What are you most passionate about and why?
This is a horrible cliche, but probably art. I’ve been young and old, flush and hard up, in love and out of love, sick and well, employed and freelance, and through all of that, the constant in my life has been art—specifically painting paintings and thinking seriously about (certain) other people’s art.

Do you agree with the notion that art has come to an end?
No, but it’s rather obvious that certain aspects of modern art have either come to an end or stalled out: the monodirectional avant-garde, a hierarchy of media, the artist as a kind of anti-professional loner, the artist as opposed to popular culture, etc.
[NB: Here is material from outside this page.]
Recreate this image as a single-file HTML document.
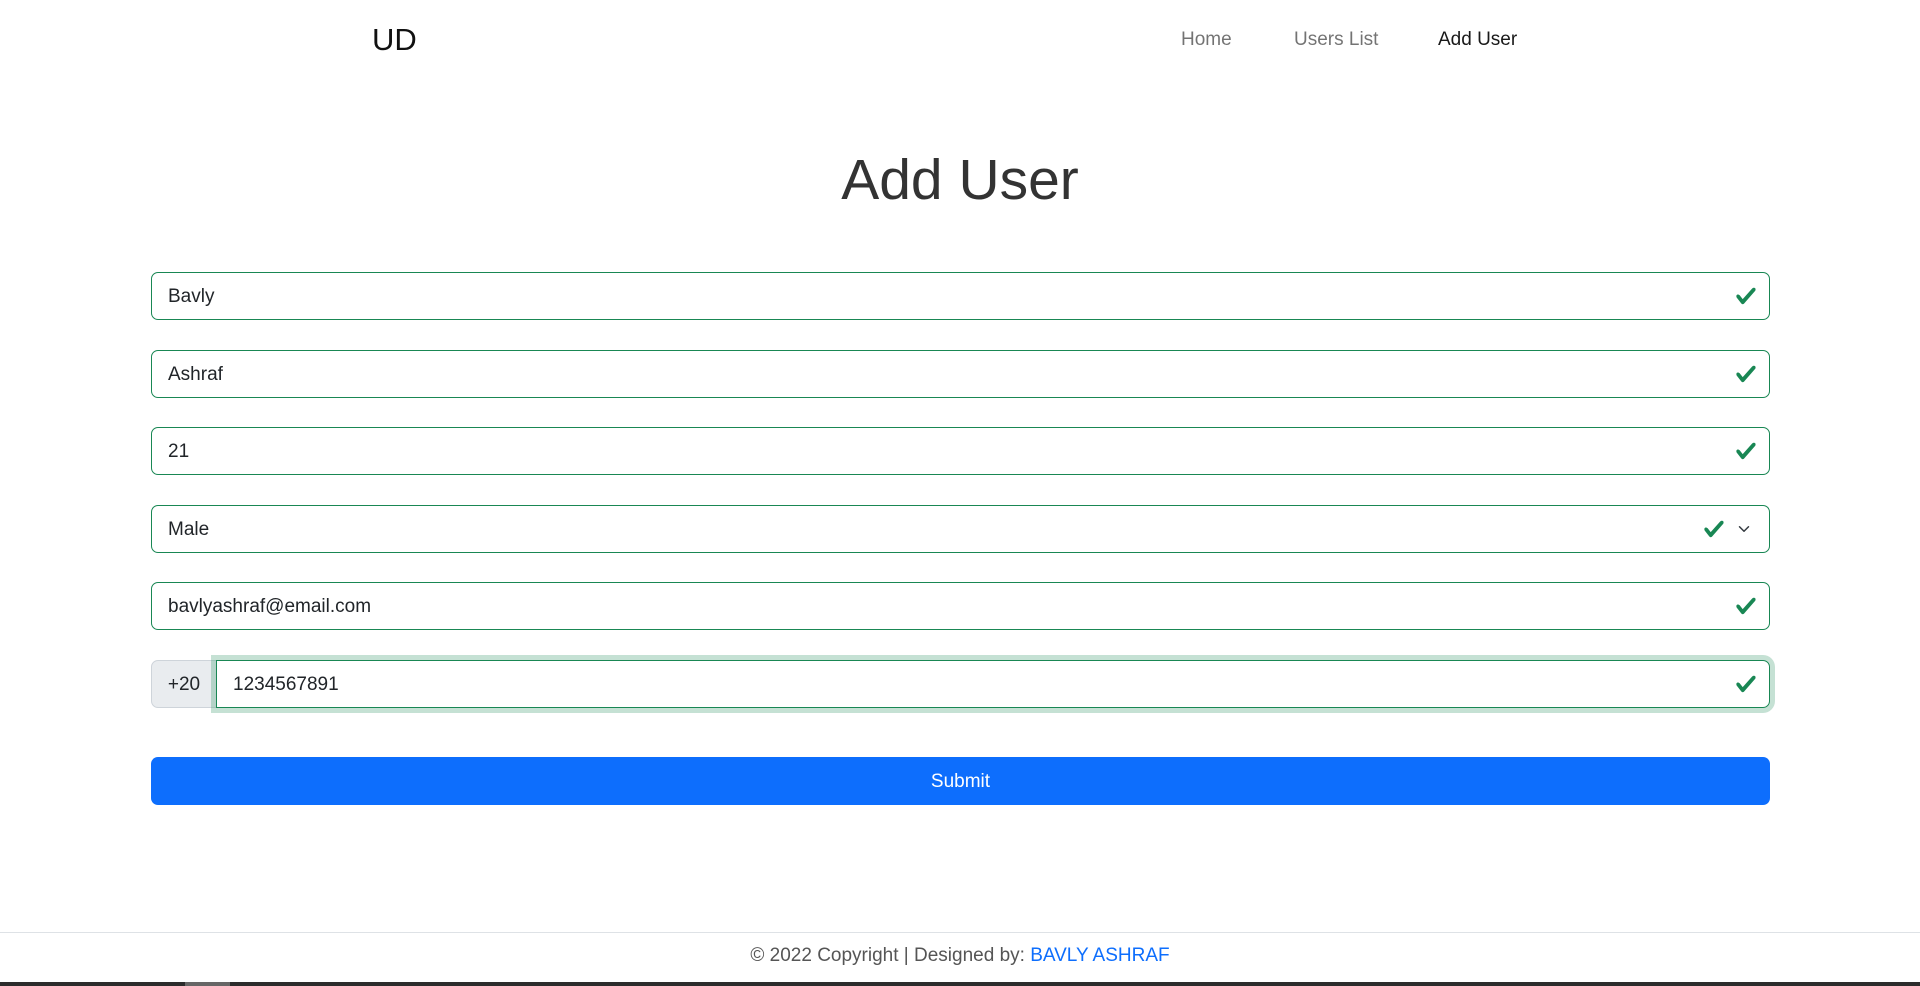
<!DOCTYPE html>
<html><head><meta charset="utf-8"><style>
*{box-sizing:border-box;margin:0;padding:0}
body{width:1920px;height:986px;background:#fff;font-family:"Liberation Sans",sans-serif;position:relative;overflow:hidden;color:#212529}
.a{position:absolute}
.brand{left:372px;top:19px;font-size:31px;color:#111;line-height:42px}
.nav{top:28px;font-size:19px;line-height:24px;color:rgba(0,0,0,.55)}
h1{position:absolute;left:0;width:1920px;text-align:center;top:140px;font-size:57px;font-weight:300;line-height:80px;color:#333}
.in{position:absolute;left:151px;width:1619px;height:48px;border:1.3px solid #198754;border-radius:7px;font-size:19px;line-height:48px;padding-left:16px;color:#212529}
.ck{position:absolute;right:12px;top:12px;width:22px;height:22px}
.btn{left:151px;top:757px;width:1619px;height:48px;background:#0d6efd;border-radius:7px;color:#fff;font-size:19px;line-height:50px;text-align:center}
</style></head><body>
<div class="a brand">UD</div>
<div class="a nav" style="left:1181px">Home</div>
<div class="a nav" style="left:1294px">Users List</div>
<div class="a nav" style="left:1438px;color:rgba(0,0,0,.9)">Add User</div>
<h1>Add User</h1>
<svg width="0" height="0" style="position:absolute"><defs><symbol id="c" viewBox="0 0 8 8"><path fill="#198754" d="M2.3 6.73.6 4.53c-.4-1.040.46-1.4 1.1-.8l1.1 1.4 3.4-3.8c.6-.63 1.6-.27 1.2.7l-4 4.6c-.43.5-.8.4-1.1.1z"/></symbol></defs></svg>
<div class="in" style="top:272px">Bavly<svg class="ck"><use href="#c"/></svg></div>
<div class="in" style="top:350px">Ashraf<svg class="ck"><use href="#c"/></svg></div>
<div class="in" style="top:427px">21<svg class="ck"><use href="#c"/></svg></div>
<div class="in" style="top:505px">Male<svg class="ck" style="right:44px"><use href="#c"/></svg>
<svg style="position:absolute;right:18px;top:17px" width="14" height="12" viewBox="0 0 16 16"><path fill="none" stroke="#343a40" stroke-width="2" stroke-linecap="round" stroke-linejoin="round" d="m2 5 6 6 6-6"/></svg></div>
<div class="in" style="top:582px">bavlyashraf@email.com<svg class="ck"><use href="#c"/></svg></div>
<div class="a" style="left:151px;top:660px;width:66px;height:48px;background:#e9ecef;border:1.3px solid #ced4da;border-radius:7px 0 0 7px;font-size:19px;line-height:48px;text-align:center">+20</div>
<div class="in" style="top:660px;left:216px;width:1554px;border-radius:0 7px 7px 0;box-shadow:0 0 0 5px rgba(25,135,84,.25)">1234567891<svg class="ck"><use href="#c"/></svg></div>
<div class="a btn">Submit</div>
<div class="a" style="left:0;top:932px;width:1920px;height:1px;background:#dee2e6"></div>
<div class="a" style="left:0;top:944px;width:1920px;text-align:center;font-size:19px;line-height:24px;color:#555">© 2022 Copyright | Designed by: <span style="color:#0d6efd">BAVLY ASHRAF</span></div>
<div class="a" style="left:0;top:982px;width:1920px;height:4px;background:#2b2b2b"></div>
<div class="a" style="left:185px;top:982px;width:45px;height:4px;background:#666"></div>
</body></html>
To be specific, I don’t agree with Arthur Danto that Andy Warhol’s Brillo Boxes signaled the end of art as we know it. (Professor Danto doesn’t agree with that, either, and goes to great lengths to explain the philosophical complications of his position.)

What do you think of the distinction between art and craft?
I usually hear this from disgruntled ceramists, and this is what I usually answer:

  1. Our culture makes that distinction (the Japanese have a potter designated a living national treasure; we’d never do that);
  2. Craftspeople can’t have it both ways—an equal footing with “fine art” and special protected provinces of craft and media;
  3. “Art” doesn’t make much distinction among media anymore, so anybody who wants to plunge into “art” with clay or the materials of woodworking is welcome to do it;
  4. Maybe this should have been put first—the Industrial Revolution screwed things up, because many things that were formerly the products of “craft” were replaced for most people by machine-made objects.

But this is a big philosophical issue that can’t be done justice in a short (?) answer like this.

Who do you consider the greatest forgotten artist of the ages?
I can’t answer for the ages, and if the artist is really forgotten, I probably don’t know about him or her. But if we ratchet it down to “underrated”: Emily Carr, Sidney Nolan, Ben Nicholson, Tivadar Csontváry. All are painters, sure, but that’s what I know most about.

The Getty or the Louvre? Why?
I presume you are talking about the respective museums, in which case the question isn’t fair. The Louvre is huge museum, the Getty Museum is fairly small by comparison. The Getty Museum vs. the Norton Simon Museum would be a more interesting question (which I can’t answer), or the Louvre vs. the Met in New York (same non-answer).